* **Front-end source files**:
################

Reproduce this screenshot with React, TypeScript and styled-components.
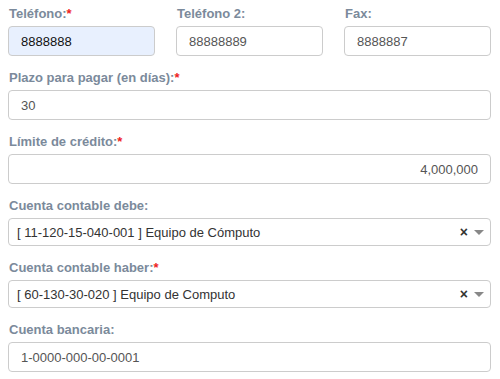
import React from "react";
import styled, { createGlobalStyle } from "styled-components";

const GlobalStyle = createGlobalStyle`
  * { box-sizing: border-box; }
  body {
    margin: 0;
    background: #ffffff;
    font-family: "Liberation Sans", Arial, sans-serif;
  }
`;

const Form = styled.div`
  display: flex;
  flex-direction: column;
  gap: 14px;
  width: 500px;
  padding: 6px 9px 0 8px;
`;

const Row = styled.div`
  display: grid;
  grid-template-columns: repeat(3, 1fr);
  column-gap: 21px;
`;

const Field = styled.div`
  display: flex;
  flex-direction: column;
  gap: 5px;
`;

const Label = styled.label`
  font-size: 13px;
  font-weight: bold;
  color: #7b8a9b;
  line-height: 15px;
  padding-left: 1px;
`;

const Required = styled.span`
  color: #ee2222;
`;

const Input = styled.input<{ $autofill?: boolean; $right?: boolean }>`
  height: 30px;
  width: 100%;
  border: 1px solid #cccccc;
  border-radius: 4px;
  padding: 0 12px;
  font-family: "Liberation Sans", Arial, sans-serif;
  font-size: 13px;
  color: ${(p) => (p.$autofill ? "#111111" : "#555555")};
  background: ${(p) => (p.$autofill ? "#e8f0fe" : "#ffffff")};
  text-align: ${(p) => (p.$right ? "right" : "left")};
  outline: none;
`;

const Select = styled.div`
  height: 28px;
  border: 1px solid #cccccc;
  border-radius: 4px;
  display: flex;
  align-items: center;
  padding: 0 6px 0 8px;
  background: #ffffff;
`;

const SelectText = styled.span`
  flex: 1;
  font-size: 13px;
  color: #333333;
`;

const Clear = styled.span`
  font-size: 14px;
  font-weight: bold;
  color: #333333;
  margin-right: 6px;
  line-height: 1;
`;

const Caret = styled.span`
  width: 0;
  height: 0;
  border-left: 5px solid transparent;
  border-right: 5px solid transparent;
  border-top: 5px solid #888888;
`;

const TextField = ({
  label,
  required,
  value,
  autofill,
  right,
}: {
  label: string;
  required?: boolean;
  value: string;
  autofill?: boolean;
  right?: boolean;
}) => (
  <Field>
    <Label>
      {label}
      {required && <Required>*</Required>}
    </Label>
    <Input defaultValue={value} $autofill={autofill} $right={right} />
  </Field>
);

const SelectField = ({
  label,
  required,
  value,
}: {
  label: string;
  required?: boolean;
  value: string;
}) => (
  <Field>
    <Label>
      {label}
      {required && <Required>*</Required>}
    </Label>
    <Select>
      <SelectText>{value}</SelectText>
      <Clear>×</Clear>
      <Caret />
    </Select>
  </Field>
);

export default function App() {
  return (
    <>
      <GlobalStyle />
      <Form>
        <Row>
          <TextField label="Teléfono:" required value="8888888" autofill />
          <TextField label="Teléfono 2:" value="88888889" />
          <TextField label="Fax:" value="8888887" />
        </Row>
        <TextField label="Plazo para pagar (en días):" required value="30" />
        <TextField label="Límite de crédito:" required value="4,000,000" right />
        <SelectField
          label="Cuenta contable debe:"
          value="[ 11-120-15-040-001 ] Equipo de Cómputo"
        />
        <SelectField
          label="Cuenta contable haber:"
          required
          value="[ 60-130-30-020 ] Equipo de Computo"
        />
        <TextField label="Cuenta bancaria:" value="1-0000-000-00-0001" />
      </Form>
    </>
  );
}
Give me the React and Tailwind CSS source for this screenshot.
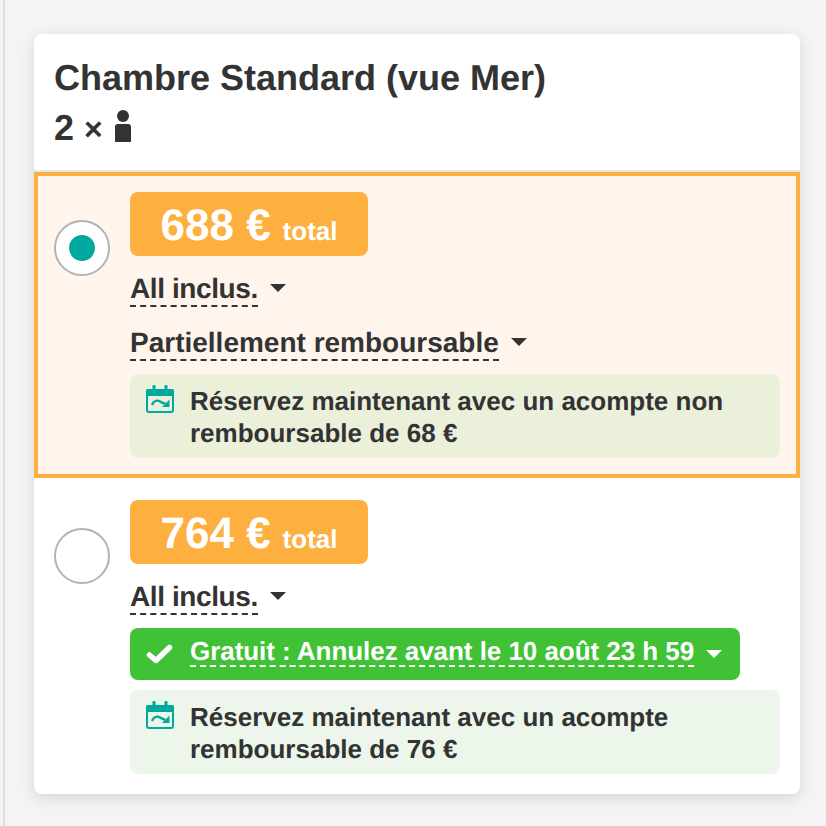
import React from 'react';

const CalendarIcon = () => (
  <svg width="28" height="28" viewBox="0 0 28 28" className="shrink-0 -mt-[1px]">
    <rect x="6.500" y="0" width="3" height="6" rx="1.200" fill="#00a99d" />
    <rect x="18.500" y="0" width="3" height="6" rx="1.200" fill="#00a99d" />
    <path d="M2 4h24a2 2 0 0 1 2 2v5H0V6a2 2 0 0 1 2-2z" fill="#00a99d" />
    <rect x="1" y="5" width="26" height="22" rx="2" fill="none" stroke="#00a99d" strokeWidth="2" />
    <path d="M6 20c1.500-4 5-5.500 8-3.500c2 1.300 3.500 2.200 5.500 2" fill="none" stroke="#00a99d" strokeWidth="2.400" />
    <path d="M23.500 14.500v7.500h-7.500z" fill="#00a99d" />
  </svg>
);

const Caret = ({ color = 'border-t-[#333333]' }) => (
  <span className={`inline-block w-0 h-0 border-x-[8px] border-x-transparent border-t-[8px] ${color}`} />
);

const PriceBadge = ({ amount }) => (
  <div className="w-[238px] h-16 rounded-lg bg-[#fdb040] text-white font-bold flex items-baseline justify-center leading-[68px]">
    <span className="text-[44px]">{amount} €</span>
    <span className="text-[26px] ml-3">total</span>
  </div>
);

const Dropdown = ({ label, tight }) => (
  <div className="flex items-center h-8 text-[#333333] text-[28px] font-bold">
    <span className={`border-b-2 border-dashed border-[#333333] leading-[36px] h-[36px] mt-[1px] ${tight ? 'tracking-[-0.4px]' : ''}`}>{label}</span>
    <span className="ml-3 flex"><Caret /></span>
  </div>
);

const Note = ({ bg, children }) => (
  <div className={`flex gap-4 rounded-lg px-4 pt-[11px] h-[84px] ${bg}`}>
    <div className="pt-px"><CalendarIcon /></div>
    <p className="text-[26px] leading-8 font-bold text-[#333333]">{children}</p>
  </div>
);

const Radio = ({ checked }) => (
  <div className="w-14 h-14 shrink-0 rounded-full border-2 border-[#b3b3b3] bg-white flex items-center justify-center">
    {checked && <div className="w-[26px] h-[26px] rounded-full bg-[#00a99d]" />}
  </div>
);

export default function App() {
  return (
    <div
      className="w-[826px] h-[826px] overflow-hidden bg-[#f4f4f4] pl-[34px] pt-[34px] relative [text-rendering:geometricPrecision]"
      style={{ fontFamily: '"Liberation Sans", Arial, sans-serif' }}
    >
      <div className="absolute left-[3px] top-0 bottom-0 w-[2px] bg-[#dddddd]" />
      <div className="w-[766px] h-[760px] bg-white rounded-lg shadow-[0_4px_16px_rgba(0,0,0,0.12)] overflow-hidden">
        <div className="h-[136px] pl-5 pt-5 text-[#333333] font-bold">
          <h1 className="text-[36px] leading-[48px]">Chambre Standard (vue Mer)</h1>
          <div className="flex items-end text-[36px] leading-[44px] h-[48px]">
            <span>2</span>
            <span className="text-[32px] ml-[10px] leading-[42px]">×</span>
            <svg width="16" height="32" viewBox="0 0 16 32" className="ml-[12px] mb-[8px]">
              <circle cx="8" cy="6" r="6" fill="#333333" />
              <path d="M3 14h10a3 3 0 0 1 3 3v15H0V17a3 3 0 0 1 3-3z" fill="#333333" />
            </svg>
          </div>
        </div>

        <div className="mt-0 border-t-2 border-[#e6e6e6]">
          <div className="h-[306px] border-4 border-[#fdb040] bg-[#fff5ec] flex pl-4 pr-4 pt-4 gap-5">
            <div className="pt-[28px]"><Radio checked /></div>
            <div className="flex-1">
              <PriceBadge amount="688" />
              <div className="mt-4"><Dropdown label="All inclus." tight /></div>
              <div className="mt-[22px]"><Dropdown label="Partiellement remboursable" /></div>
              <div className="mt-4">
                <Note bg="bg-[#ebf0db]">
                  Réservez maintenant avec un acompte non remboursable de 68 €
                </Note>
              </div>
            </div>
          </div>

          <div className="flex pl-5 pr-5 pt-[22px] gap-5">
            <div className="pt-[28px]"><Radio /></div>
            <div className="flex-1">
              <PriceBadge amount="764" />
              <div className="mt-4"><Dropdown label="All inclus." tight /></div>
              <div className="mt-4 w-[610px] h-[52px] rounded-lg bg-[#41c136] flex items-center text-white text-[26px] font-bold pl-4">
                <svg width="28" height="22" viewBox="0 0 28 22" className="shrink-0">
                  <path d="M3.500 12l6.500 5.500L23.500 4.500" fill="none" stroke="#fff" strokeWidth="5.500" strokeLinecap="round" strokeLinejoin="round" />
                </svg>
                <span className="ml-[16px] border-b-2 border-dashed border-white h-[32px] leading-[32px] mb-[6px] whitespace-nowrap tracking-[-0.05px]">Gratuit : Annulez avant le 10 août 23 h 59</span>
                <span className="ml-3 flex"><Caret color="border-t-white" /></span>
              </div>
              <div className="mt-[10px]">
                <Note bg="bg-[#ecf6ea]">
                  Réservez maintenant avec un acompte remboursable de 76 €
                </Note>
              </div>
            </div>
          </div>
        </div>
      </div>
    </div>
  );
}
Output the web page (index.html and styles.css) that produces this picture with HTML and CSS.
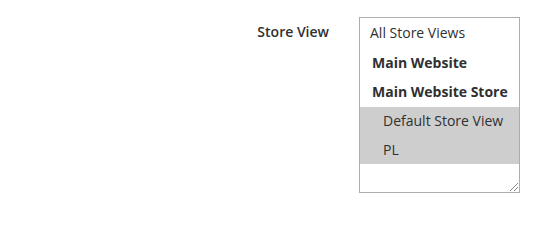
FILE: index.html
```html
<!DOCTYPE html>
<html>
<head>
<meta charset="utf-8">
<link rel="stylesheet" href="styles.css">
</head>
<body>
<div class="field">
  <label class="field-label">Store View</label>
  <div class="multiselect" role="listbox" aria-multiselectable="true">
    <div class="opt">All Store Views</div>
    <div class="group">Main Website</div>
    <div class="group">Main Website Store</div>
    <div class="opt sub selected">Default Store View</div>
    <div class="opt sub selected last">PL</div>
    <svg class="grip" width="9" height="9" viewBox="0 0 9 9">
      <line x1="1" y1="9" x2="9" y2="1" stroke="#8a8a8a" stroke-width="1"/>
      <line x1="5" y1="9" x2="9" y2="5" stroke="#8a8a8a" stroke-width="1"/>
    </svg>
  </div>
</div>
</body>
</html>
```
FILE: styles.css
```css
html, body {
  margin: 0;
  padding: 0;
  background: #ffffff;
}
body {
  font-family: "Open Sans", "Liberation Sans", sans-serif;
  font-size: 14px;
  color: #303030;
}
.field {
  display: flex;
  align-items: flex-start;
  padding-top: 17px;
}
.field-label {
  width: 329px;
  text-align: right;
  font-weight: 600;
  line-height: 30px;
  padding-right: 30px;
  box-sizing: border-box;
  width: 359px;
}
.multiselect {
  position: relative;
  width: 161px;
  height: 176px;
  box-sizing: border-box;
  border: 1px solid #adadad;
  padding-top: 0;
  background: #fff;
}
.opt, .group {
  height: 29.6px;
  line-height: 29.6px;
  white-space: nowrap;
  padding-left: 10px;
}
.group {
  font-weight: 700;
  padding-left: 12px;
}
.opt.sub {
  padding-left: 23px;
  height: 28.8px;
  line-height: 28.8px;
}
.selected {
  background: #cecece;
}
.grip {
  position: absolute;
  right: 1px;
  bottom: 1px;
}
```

################

* **The task**: Give back exactly the lines from the one that holds "Give me the" to the one that holds "import React from 'react';", with both ends and without the images.

* **Expected answer**:
Give me the React and Tailwind CSS source for this screenshot.
import React from 'react';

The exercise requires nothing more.